The occurrence of CP events is also found to persist (though, of course, appearing intermittently) throughout the period 1880–2010. In particular, this is evident when the methods of Ashok et al. (2007), Hendon et al. (2009), Kao and Yu (2009), and Yu and Kim (2010) are used. The consistency of the CP classifications improves later in the time period, which certainly signals the improvement in the quality and, therefore, convergence between the SST datasets later in the twentieth century. This has also been noted through a comparison of reanalysis and reconstructions in other studies (Giese and Ray 2011; Ray and Giese 2012). The poorer correlation between different datasets earlier in the time period presents a limitation in providing a robust classification prior to 1950. Results are also limited by the discrepancies existing in SSTAs between reconstructions and reanalyses (Deser et al. 2010). Despite this caveat, results from different datasets and indices, nonetheless, classify CP events early in the twentieth century, although individual event years vary.

The occurrence and persistence of CP events from early in the datasets also provides support for studies which identify the CP event as comprising a form of natural climate variability (Newman et al. 2011; McPhaden et al. 2011; Yeh et al. 2011). We note that the period showing prominent CP event clusters after 2000. Periods of CP clusters shown in the SST indices (1900–1910 and 1990–2010) also coincide with the positive phase of the Pacific Decadal Oscillation (PDO, http://www.jisao.washington.edu/pdo/). These patterns are demonstrated further by considering the C index (Takahashi et al. 2011) and EMI index (Ashok et al. 2007). The association of ENSO with the PDO has been noted in other studies (e.g., Zhang et al. 1996; Zanchettin et al. 2008). Low-frequency climate variability may therefore be one possible important player in the accumulation of CP events during certain periods.

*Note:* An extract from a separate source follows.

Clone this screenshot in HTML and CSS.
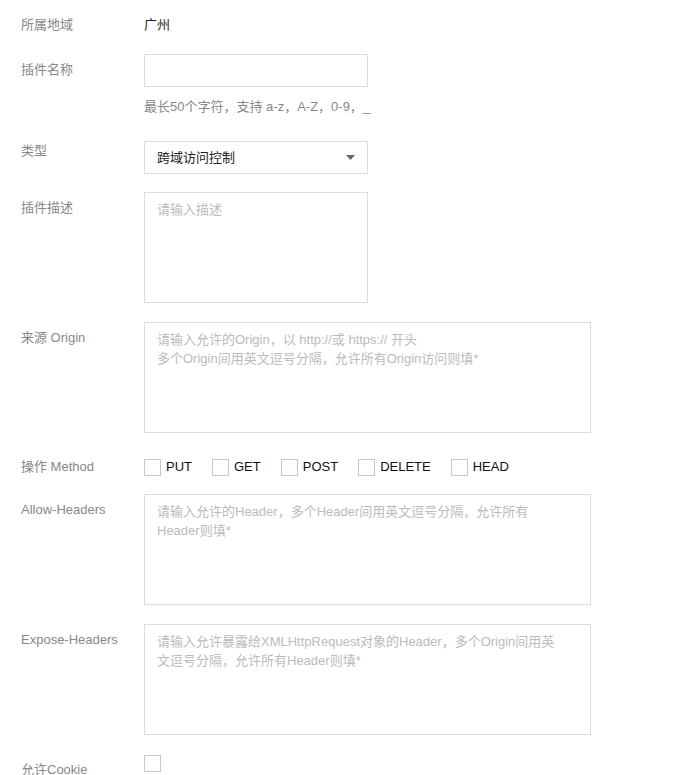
FILE: index.html
```html
<!DOCTYPE html>
<html lang="zh-CN">
<head>
<meta charset="utf-8">
<title>插件配置</title>
<link rel="stylesheet" href="styles.css">
</head>
<body>
<form class="form">
  <div class="row row-static">
    <div class="label">所属地域</div>
    <div class="value">广州</div>
  </div>

  <div class="row row-name">
    <div class="label">插件名称</div>
    <div class="control">
      <input class="input" type="text">
      <div class="hint">最长50个字符，支持 a-z，A-Z，0-9，_</div>
    </div>
  </div>

  <div class="row row-type">
    <div class="label label-tight">类型</div>
    <div class="select">
      <select class="select-native">
        <option>跨域访问控制</option>
      </select>
      <svg class="select-arrow" width="9" height="5" viewBox="0 0 9 5"><path d="M0 0H9L4.5 5Z" fill="#666"/></svg>
    </div>
  </div>

  <div class="row row-desc">
    <div class="label">插件描述</div>
    <textarea class="textarea textarea-small" placeholder="请输入描述"></textarea>
  </div>

  <div class="row row-area">
    <div class="label">来源 Origin</div>
    <textarea class="textarea textarea-wide" placeholder="请输入允许的Origin，以 http://或 https:// 开头&#10;多个Origin间用英文逗号分隔，允许所有Origin访问则填*"></textarea>
  </div>

  <div class="row row-method">
    <div class="label label-center">操作 Method</div>
    <div class="checks">
      <label class="check"><input type="checkbox" class="box"><span>PUT</span></label>
      <label class="check"><input type="checkbox" class="box"><span>GET</span></label>
      <label class="check"><input type="checkbox" class="box"><span>POST</span></label>
      <label class="check"><input type="checkbox" class="box"><span>DELETE</span></label>
      <label class="check"><input type="checkbox" class="box"><span>HEAD</span></label>
    </div>
  </div>

  <div class="row row-allow">
    <div class="label">Allow-Headers</div>
    <textarea class="textarea textarea-wide" placeholder="请输入允许的Header，多个Header间用英文逗号分隔，允许所有&#10;Header则填*"></textarea>
  </div>

  <div class="row row-area">
    <div class="label">Expose-Headers</div>
    <textarea class="textarea textarea-wide" placeholder="请输入允许暴露给XMLHttpRequest对象的Header，多个Origin间用英&#10;文逗号分隔，允许所有Header则填*"></textarea>
  </div>

  <div class="row row-cookie">
    <div class="label label-cookie">允许Cookie</div>
    <input type="checkbox" class="box">
  </div>
</form>
</body>
</html>
```

FILE: styles.css
```css
html, body {
  margin: 0;
  padding: 0;
  background: #fff;
}

body {
  font-family: "Liberation Sans", "Noto Sans CJK SC", sans-serif;
  font-size: 13px;
  line-height: 18px;
  color: #333;
}

.form {
  padding: 16px 0 0 21px;
  display: flex;
  flex-direction: column;
}

.row {
  display: flex;
  align-items: flex-start;
}

.label {
  width: 123px;
  flex: none;
  color: #888;
  padding-top: 7px;
  white-space: nowrap;
}

.row-static .label {
  padding-top: 0;
}

.label-tight {
  padding-top: 1px;
}

.label-center {
  padding-top: 0;
}

.label-cookie {
  padding-top: 6px;
}

.value {
  color: #222;
}

.row-name { margin-top: 20px; }
.row-type { margin-top: 25px; }
.row-desc { margin-top: 18px; }
.row-area { margin-top: 19px; }
.row-method { margin-top: 25px; align-items: center; }
.row-allow { margin-top: 18px; }
.row-cookie { margin-top: 20px; }

.control {
  display: flex;
  flex-direction: column;
}

.input {
  box-sizing: border-box;
  width: 224px;
  height: 33px;
  margin: 0;
  border: 1px solid #dcdcdc;
  border-radius: 0;
  padding: 0 12px;
  font: inherit;
  color: #333;
  outline: none;
}

.hint {
  margin-top: 11px;
  color: #888;
  white-space: nowrap;
}

.select {
  position: relative;
  width: 224px;
  height: 33px;
}

.select-native {
  box-sizing: border-box;
  width: 100%;
  height: 100%;
  margin: 0;
  appearance: none;
  -webkit-appearance: none;
  background: #fff;
  border: 1px solid #dcdcdc;
  border-radius: 0;
  padding: 0 30px 0 12px;
  font: inherit;
  color: #222;
  outline: none;
}

.select-arrow {
  position: absolute;
  left: 202px;
  top: 14px;
  pointer-events: none;
}

.textarea {
  box-sizing: border-box;
  height: 111px;
  margin: 0;
  border: 1px solid #dcdcdc;
  border-radius: 0;
  padding: 7px 12px;
  font: inherit;
  line-height: 19px;
  color: #333;
  resize: none;
  outline: none;
  display: block;
}

.textarea::placeholder {
  color: #bbb;
  opacity: 1;
}

.textarea-small {
  width: 224px;
}

.textarea-wide {
  width: 447px;
}

.checks {
  display: flex;
  align-items: center;
  gap: 20px;
}

.check {
  display: flex;
  align-items: center;
  gap: 5px;
  color: #111;
}

.box {
  appearance: none;
  -webkit-appearance: none;
  box-sizing: border-box;
  width: 17px;
  height: 17px;
  margin: 0;
  border: 1px solid #c8c8c8;
  background: #fff;
  flex: none;
}
```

In conclusion, this study helps to constrain the classification of CP El Niños from the varied approaches which exist in the current literature. There is no classification which could be singled out as the “best.” A more robust classification of CP events is necessary to enhance our understanding on their past, present, and future variability, for example, in the application of statistical studies examining their historical prevalence (Nicholls 2008; L’Heureux et al. 2012). The classification method should include information about the physical processes leading to CP events, which differs from canonical EP events (see, e.g., Guilyardi 2006). Our findings have shown that CP events have likely occurred, though only sporadically, in the late nineteenth and early twentieth centuries, and have appeared intermittently throughout the last ∼130 years, although with increased frequency during recent decades. Variability in the spatial evolution of the SSTA patterns associated with the CP events was also illustrated, stressing the importance of examining these patterns in addition to relying on indices alone.